Again, Tobermory exposes the gossip of the party guests. Saki uses him to point out the hypocrisy of Edwardian society. Though they don’t even enjoy one another’s company, they nevertheless continue to attend one another’s parties. Furthermore, honesty has no place in society when it can be seen as impolite.

“‘Tobermory may be a valuable cat and a great pet; but I’m sure you’ll agree, Adelaide, that both he and the stable cat must be done away with without delay.’”

Mrs. Cornett, p. 95

The party guests quickly decide to end Tobermory’s life as soon as he threatens to sully their reputations. This is ironic because the guests are intent on presenting themselves as moral and polite but very quickly resort to violence as soon as the truth about their immorality emerges. They are so threatened they even resolve to kill the stable cat even though they are not even certain she presents a threat at all.

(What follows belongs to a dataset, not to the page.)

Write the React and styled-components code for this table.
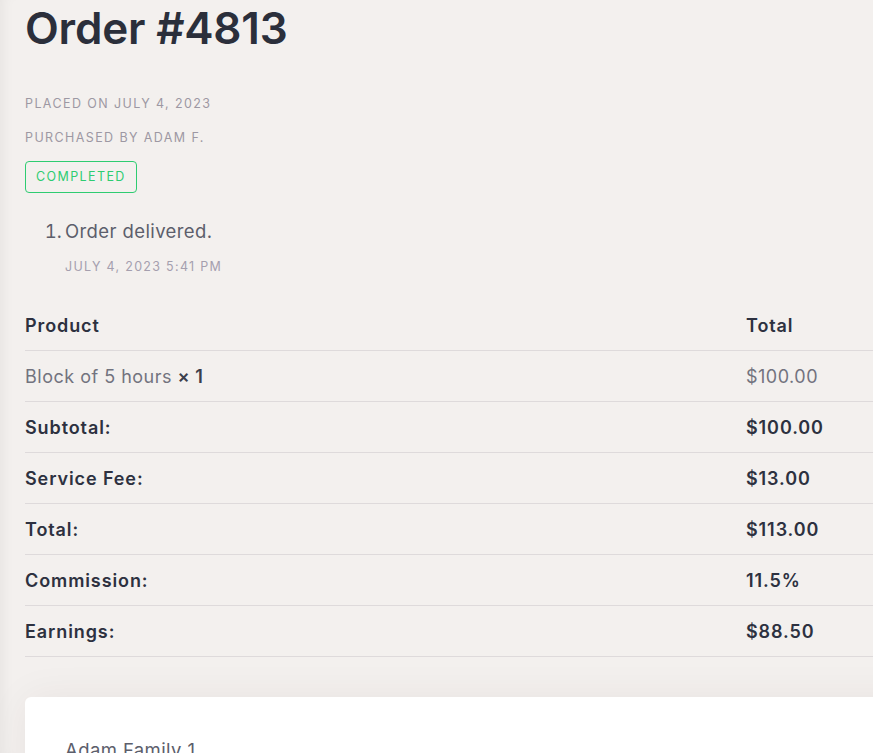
import React from 'react';
import { styled, createGlobalStyle } from 'styled-components';

const GlobalStyle = createGlobalStyle`
  html, body {
    margin: 0;
    padding: 0;
    background-color: #f3f0ee;
    overflow: hidden;
  }
  body {
    font-family: Inter, Lato, sans-serif;
    color: #2d3140;
  }
`;

const Page = styled.div`
  width: 1000px;
  height: 753px;
  padding: 0 0 0 25px;
  box-shadow: inset 12px 0 14px -10px rgba(0, 0, 0, 0.06);
`;

const Title = styled.h1`
  margin: 0;
  padding-top: 2px;
  font-size: 44px;
  line-height: 53px;
  font-weight: 600;
  color: #2b2f3b;
  letter-spacing: -0.2px;
`;

const Meta = styled.p`
  margin: ${(p) => p.$top || 0}px 0 0;
  font-size: 12.5px;
  line-height: 18px;
  letter-spacing: 1.4px;
  text-transform: uppercase;
  color: #9d98a3;
`;

const Badge = styled.span`
  display: inline-block;
  margin-top: 14px;
  padding: 0 10px;
  height: 30px;
  line-height: 30px;
  border: 1px solid #2ecc71;
  border-radius: 4px;
  font-size: 12.5px;
  letter-spacing: 1.4px;
  color: #2ecc71;
`;

const Notes = styled.ol`
  margin: 25px 0 0;
  padding-left: 40px;
`;

const Note = styled.li`
  font-size: 18.5px;
  line-height: 26px;
  letter-spacing: 0.4px;
  color: #5c5e6b;

  &::marker {
    content: counter(list-item) ".\\2009";
    letter-spacing: 0;
  }
`;

const NoteDate = styled.div`
  margin-top: 14px;
  font-size: 12.5px;
  line-height: 18px;
  letter-spacing: 1.3px;
  color: #a59fae;
`;

const Table = styled.div`
  margin-top: 24px;
  width: 960px;
`;

const Row = styled.div`
  display: grid;
  grid-template-columns: 721px 1fr;
  height: 50px;
  align-items: center;
  border-bottom: 1px solid #dedadb;
  font-size: 18px;
  letter-spacing: ${(p) => (p.$bold ? '0.9px' : '0.5px')};
  font-weight: ${(p) => (p.$bold ? 600 : 400)};
  color: ${(p) => (p.$muted ? '#72737e' : '#2d3140')};
`;

const Qty = styled.strong`
  font-weight: 600;
  color: #3b3e4c;
`;

const Card = styled.div`
  margin-top: 40px;
  width: 960px;
  height: 200px;
  background: #ffffff;
  border-radius: 6px;
  box-shadow: 0 0 40px rgba(60, 40, 30, 0.06);
  padding: 42px 40px;
  box-sizing: border-box;
`;

const CardName = styled.div`
  font-size: 18.5px;
  letter-spacing: 0.4px;
  color: #5c5e6b;
`;

const totals = [
  ['Subtotal:', '$100.00'],
  ['Service Fee:', '$13.00'],
  ['Total:', '$113.00'],
  ['Commission:', '11.5%'],
  ['Earnings:', '$88.50'],
];

export default function App() {
  return (
    <Page>
      <GlobalStyle />
      <Title>Order #4813</Title>
      <Meta $top={40}>Placed on July 4, 2023</Meta>
      <Meta $top={16}>Purchased by Adam F.</Meta>
      <Badge>COMPLETED</Badge>
      <Notes>
        <Note>
          Order delivered.
          <NoteDate>JULY 4, 2023 5:41 PM</NoteDate>
        </Note>
      </Notes>
      <Table>
        <Row $bold>
          <span>Product</span>
          <span>Total</span>
        </Row>
        <Row $muted>
          <span>
            Block of 5 hours <Qty>×&nbsp;1</Qty>
          </span>
          <span>$100.00</span>
        </Row>
        {totals.map(([label, value]) => (
          <Row $bold key={label}>
            <span>{label}</span>
            <span>{value}</span>
          </Row>
        ))}
      </Table>
      <Card>
        <CardName>Adam Family 1</CardName>
      </Card>
    </Page>
  );
}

“From the bites on his throat and the yellow fur which coated his claws it was evident that he had fallen in unequal combat with big Tom from the Rectory.”

Narrator, p. 97

Tobermory dies in a fight with a bigger and wilder animal. This relates to the theme of wild vs. tame because it illustrates yet another example of wildness beating out domesticity. Though Tobermory possesses both the traits of a wild and domestic animal, he cannot win against a foe that retains more wild traits than ‘civilized’ ones.

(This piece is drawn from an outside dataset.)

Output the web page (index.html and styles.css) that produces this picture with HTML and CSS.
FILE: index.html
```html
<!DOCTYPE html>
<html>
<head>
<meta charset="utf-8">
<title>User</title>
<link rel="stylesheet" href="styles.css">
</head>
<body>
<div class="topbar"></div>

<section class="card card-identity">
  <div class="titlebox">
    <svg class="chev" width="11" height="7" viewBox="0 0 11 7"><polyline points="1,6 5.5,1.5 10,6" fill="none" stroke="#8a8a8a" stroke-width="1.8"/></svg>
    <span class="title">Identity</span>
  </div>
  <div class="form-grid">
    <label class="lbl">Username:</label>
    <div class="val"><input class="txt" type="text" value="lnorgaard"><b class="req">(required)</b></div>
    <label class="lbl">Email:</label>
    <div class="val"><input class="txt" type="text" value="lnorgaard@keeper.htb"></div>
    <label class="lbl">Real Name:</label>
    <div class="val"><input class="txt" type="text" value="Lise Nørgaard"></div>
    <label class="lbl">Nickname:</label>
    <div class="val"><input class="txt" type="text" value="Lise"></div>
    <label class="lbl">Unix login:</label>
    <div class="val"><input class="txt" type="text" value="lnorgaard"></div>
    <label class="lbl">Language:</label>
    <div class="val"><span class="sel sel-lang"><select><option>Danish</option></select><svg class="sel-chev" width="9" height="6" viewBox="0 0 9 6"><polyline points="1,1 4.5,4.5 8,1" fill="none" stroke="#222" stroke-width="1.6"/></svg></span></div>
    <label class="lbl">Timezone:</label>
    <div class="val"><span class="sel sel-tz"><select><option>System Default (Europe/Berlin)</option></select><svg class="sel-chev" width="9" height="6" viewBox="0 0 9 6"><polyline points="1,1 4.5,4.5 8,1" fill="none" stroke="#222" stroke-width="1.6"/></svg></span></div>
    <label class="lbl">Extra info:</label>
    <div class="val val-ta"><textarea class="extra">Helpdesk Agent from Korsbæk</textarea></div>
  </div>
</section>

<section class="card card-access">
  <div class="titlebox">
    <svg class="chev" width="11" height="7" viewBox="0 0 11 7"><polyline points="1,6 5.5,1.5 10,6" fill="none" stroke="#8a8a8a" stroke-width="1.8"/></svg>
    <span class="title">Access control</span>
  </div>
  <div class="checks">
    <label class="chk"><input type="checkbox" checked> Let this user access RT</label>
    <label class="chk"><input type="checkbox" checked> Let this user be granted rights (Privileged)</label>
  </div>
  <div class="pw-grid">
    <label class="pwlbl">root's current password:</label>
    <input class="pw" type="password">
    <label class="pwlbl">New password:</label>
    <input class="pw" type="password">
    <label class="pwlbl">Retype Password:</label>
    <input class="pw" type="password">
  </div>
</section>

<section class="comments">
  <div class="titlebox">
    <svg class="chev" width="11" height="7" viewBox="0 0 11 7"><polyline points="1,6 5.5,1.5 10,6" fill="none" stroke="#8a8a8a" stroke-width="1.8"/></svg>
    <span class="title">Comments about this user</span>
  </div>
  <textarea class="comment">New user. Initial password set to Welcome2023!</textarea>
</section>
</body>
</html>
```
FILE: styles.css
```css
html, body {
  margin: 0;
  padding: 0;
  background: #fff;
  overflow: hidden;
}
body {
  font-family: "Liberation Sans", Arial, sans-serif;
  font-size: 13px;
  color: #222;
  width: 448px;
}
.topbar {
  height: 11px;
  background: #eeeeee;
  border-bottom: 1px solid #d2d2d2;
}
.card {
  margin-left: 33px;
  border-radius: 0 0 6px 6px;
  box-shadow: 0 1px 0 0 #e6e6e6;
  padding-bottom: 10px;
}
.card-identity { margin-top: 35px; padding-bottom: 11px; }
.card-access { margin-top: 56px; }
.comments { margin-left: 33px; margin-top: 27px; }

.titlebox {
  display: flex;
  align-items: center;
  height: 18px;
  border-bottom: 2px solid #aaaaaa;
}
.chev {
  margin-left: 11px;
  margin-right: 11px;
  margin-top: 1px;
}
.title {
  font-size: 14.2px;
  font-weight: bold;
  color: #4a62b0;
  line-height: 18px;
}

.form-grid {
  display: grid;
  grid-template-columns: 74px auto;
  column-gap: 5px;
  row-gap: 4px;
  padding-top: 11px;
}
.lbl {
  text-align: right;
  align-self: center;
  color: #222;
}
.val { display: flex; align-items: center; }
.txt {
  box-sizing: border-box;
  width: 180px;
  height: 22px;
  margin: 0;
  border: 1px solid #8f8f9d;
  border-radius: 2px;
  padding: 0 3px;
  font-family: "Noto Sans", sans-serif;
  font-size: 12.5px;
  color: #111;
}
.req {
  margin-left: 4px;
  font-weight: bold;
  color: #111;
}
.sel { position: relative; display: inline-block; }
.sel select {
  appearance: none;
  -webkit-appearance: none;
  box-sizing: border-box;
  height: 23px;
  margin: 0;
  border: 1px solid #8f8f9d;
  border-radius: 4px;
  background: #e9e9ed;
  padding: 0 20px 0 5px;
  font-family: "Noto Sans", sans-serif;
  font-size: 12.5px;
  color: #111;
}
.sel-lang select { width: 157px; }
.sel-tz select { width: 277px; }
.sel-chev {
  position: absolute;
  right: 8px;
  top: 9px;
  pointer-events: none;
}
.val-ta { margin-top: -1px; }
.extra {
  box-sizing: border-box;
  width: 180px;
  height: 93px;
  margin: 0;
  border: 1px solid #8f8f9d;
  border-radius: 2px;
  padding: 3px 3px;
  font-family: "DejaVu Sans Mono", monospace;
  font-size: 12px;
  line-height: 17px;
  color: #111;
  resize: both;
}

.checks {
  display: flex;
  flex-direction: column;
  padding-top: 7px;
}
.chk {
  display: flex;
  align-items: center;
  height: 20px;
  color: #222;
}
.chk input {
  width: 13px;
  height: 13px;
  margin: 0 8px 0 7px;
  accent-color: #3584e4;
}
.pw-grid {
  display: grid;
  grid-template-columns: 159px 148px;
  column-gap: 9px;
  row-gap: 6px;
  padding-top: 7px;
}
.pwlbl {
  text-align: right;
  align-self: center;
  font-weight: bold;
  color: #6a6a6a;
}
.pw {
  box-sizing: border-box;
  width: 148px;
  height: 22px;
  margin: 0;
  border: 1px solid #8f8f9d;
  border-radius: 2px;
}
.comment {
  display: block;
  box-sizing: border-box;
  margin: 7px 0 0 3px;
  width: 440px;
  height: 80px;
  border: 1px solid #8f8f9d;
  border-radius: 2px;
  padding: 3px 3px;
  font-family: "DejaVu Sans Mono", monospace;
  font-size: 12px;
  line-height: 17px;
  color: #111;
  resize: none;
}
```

“Public opinion, however, was against him – in fact, had the general voice been consulted on the subject it is probable that a strong minority vote would have been in favour of including him in the strychnine diet.”

Narrator, p. 96

Mr. Appin tries to convince the guests that they cannot destroy his only successful subject. The narrator reveals that not only is Mr. Appin losing the debate but that he may have endangered his own life by arming Tobermory with the power of speech. This relates to the scandal in high society theme. It also illustrates the hypocrisy of a group intent on presenting themselves as moral and civilized that nevertheless resorts to violence when presented with the mere possibility that their reputations will be harmed.